* _Exercise_: Transcribe the listing that follows in full, omitting pictures.

* _Recorded information_:

-- START --

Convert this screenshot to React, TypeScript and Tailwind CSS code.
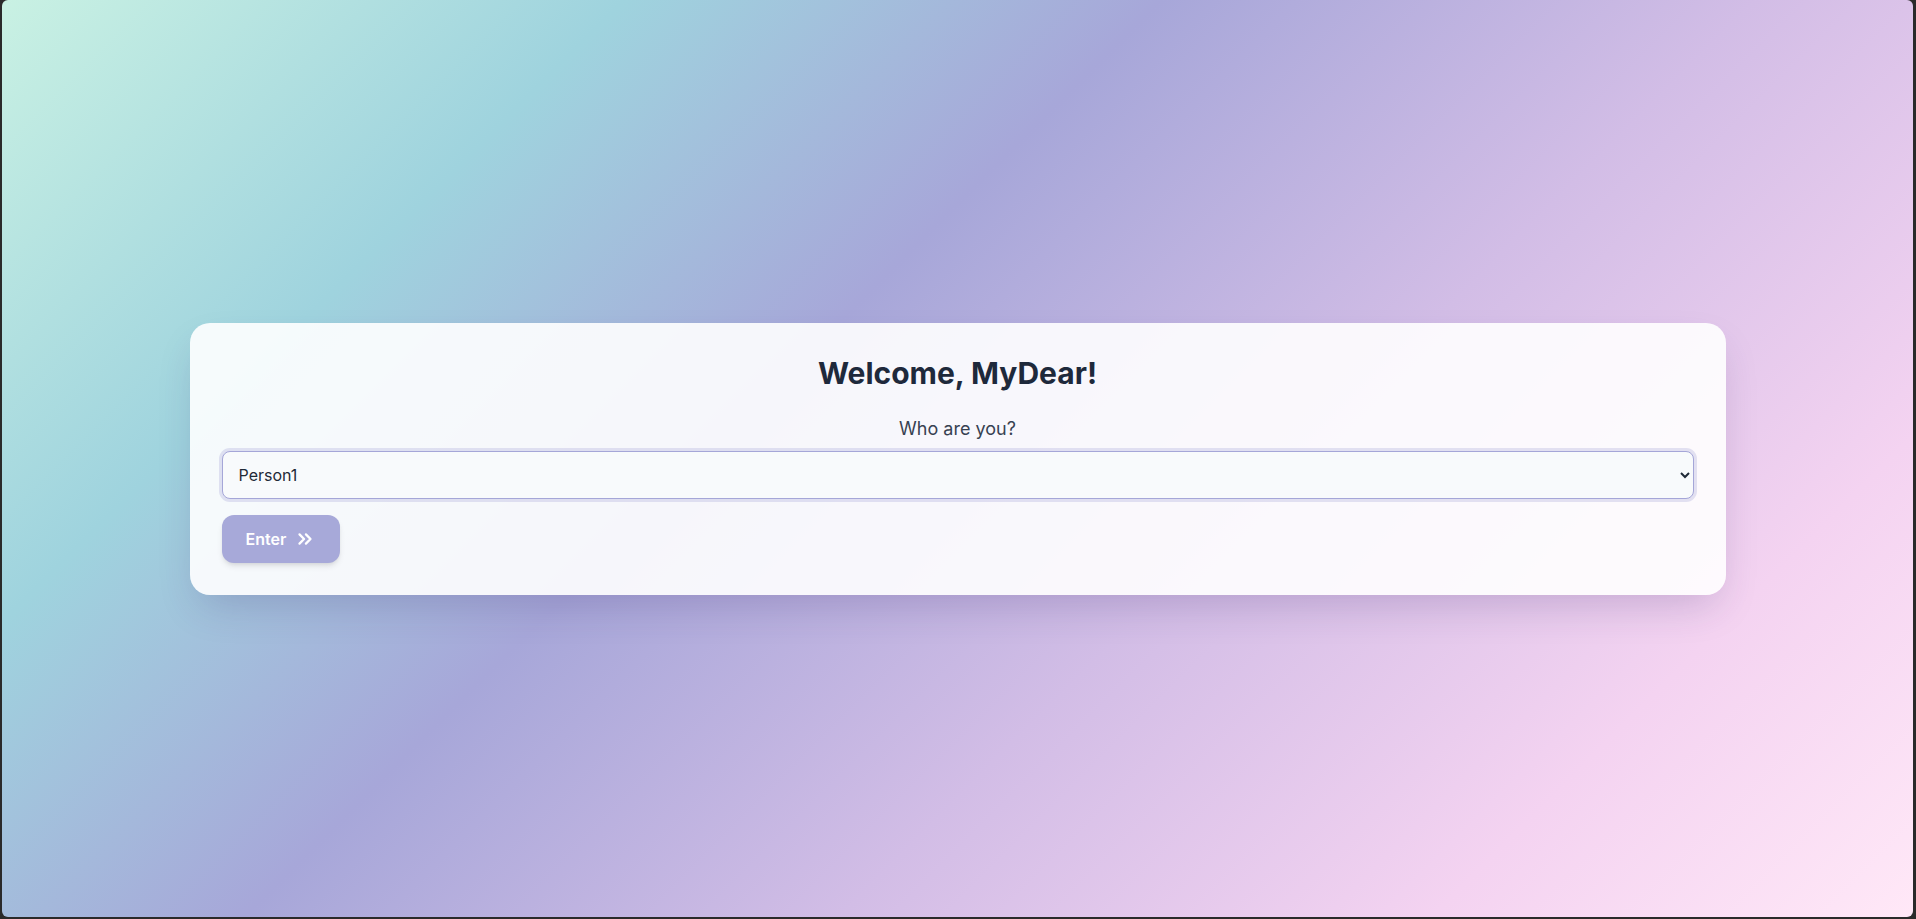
import React from "react";
import { ChevronsRight } from "lucide-react";

export default function App() {
  return (
    <div className="w-full h-[919px] bg-[#2a2a2a] pl-[2px] pr-[3px] pb-[2px]" style={{ fontFamily: "Inter, 'Noto Sans', sans-serif" }}>
      <div className="h-full w-full rounded-[6px] overflow-hidden bg-[linear-gradient(135deg,#c9f1e3_0%,#9fd3de_22%,#a7a7d9_41%,#d2bde6_62%,#f4d3f1_83%,#ffe8f7_100%)] flex items-center justify-center">
        <div className="w-[1536px] rounded-[20px] bg-white/90 shadow-[0_18px_40px_-10px_rgba(60,40,110,0.22)] p-8 flex flex-col">
          <h1 className="text-center text-3xl font-bold text-[#1e293b] mb-6">Welcome, MyDear!</h1>
          <label className="text-center text-lg text-[#374151] mb-2">Who are you?</label>
          <select
            defaultValue="Person1"
            className="h-12 w-full rounded-lg border border-[#a5a6d8] ring-[3px] ring-[#a5a6d8]/30 bg-[#f8fafc] pl-3 pr-2 text-base text-[#1f2937] outline-none"
          >
            <option>Person1</option>
            <option>Person2</option>
          </select>
          <div className="mt-4">
            <button className="h-12 px-6 rounded-xl bg-[#a7a9d9] text-white font-semibold text-base shadow-md flex items-center gap-2">
              Enter
              <ChevronsRight size={22} strokeWidth={2.5} />
            </button>
          </div>
        </div>
      </div>
    </div>
  );
}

-- END --

* _Response to the exercise_:
Convert this screenshot to React, TypeScript and Tailwind CSS code.
import React from "react";
import { ChevronsRight } from "lucide-react";

export default function App() {
  return (
    <div className="w-full h-[919px] bg-[#2a2a2a] pl-[2px] pr-[3px] pb-[2px]" style={{ fontFamily: "Inter, 'Noto Sans', sans-serif" }}>
      <div className="h-full w-full rounded-[6px] overflow-hidden bg-[linear-gradient(135deg,#c9f1e3_0%,#9fd3de_22%,#a7a7d9_41%,#d2bde6_62%,#f4d3f1_83%,#ffe8f7_100%)] flex items-center justify-center">
        <div className="w-[1536px] rounded-[20px] bg-white/90 shadow-[0_18px_40px_-10px_rgba(60,40,110,0.22)] p-8 flex flex-col">
          <h1 className="text-center text-3xl font-bold text-[#1e293b] mb-6">Welcome, MyDear!</h1>
          <label className="text-center text-lg text-[#374151] mb-2">Who are you?</label>
          <select
            defaultValue="Person1"
            className="h-12 w-full rounded-lg border border-[#a5a6d8] ring-[3px] ring-[#a5a6d8]/30 bg-[#f8fafc] pl-3 pr-2 text-base text-[#1f2937] outline-none"
          >
            <option>Person1</option>
            <option>Person2</option>
          </select>
          <div className="mt-4">
            <button className="h-12 px-6 rounded-xl bg-[#a7a9d9] text-white font-semibold text-base shadow-md flex items-center gap-2">
              Enter
              <ChevronsRight size={22} strokeWidth={2.5} />
            </button>
          </div>
        </div>
      </div>
    </div>
  );
}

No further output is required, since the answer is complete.